## START Material provided

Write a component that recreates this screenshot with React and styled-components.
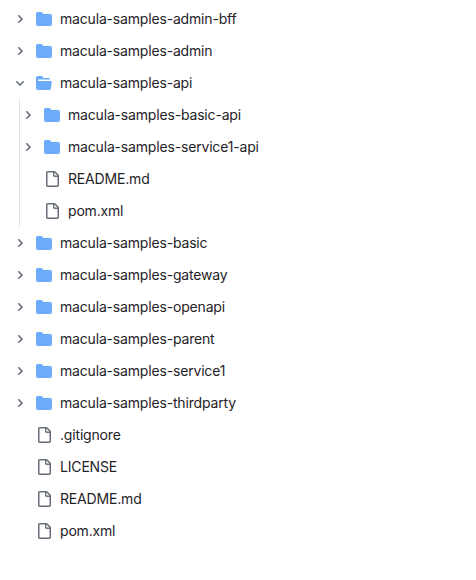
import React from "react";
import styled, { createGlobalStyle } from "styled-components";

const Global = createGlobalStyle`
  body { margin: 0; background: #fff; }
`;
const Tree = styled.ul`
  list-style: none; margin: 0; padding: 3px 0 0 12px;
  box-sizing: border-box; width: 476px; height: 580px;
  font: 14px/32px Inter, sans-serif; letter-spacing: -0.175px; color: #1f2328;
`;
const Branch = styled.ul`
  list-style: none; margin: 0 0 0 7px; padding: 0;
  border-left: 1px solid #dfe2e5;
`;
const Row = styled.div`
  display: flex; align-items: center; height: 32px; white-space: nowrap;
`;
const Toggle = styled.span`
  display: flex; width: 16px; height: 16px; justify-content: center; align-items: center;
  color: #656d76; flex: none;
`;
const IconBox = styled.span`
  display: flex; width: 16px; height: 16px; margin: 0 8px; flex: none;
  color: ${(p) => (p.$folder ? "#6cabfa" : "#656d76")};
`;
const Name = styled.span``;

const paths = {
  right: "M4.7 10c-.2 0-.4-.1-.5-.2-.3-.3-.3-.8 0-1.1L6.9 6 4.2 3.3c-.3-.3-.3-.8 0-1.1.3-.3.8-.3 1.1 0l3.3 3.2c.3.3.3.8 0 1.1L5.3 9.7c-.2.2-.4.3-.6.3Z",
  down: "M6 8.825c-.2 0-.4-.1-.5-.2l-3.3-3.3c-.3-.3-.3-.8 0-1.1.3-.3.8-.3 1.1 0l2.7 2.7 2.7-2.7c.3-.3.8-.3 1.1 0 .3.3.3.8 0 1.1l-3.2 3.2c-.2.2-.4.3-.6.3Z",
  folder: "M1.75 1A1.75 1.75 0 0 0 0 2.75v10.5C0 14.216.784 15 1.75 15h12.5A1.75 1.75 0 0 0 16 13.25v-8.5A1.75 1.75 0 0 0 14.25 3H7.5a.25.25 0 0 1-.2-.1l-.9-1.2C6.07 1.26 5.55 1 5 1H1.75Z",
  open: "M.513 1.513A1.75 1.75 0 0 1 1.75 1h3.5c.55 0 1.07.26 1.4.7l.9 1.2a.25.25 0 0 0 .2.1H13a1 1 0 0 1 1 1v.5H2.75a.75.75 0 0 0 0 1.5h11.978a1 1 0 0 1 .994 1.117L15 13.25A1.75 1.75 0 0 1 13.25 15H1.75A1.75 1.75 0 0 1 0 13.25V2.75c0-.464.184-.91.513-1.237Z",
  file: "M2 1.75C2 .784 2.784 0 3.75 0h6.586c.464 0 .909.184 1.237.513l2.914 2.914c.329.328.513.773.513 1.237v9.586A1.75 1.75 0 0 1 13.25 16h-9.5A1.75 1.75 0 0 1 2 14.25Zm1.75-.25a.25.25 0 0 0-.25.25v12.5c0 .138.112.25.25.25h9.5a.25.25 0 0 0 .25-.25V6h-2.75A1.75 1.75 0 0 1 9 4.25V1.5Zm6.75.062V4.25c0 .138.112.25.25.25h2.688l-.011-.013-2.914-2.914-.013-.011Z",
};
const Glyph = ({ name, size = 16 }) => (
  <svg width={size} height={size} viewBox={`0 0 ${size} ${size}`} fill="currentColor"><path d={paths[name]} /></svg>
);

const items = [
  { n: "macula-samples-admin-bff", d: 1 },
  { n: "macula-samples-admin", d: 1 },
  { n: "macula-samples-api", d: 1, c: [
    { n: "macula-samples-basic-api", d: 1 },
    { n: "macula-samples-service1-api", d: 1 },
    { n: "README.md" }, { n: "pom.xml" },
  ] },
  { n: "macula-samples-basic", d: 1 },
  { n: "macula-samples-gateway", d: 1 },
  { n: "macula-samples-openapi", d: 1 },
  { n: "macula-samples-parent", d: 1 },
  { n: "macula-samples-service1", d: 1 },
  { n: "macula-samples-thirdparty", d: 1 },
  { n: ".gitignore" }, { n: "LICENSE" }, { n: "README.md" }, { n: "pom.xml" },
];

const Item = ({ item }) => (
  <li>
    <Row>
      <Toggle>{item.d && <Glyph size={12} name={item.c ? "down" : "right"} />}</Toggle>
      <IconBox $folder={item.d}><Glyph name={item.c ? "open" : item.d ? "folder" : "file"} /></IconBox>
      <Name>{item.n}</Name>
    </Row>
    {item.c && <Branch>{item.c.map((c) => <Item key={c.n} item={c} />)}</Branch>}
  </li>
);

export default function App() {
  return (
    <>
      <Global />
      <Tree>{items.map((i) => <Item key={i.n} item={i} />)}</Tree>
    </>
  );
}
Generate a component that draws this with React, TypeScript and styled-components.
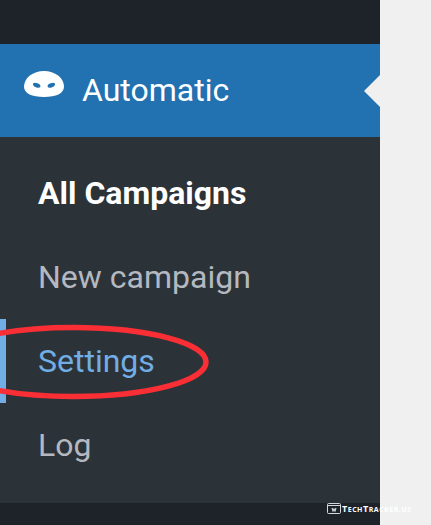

## END Material provided

Point out every line holding the string "styled" and copy it.

Write a component that recreates this screenshot with React and styled-components.
import styled, { createGlobalStyle } from "styled-components";
const Tree = styled.ul`
const Branch = styled.ul`
const Row = styled.div`
const Toggle = styled.span`
const IconBox = styled.span`
const Name = styled.span``;
Generate a component that draws this with React, TypeScript and styled-components.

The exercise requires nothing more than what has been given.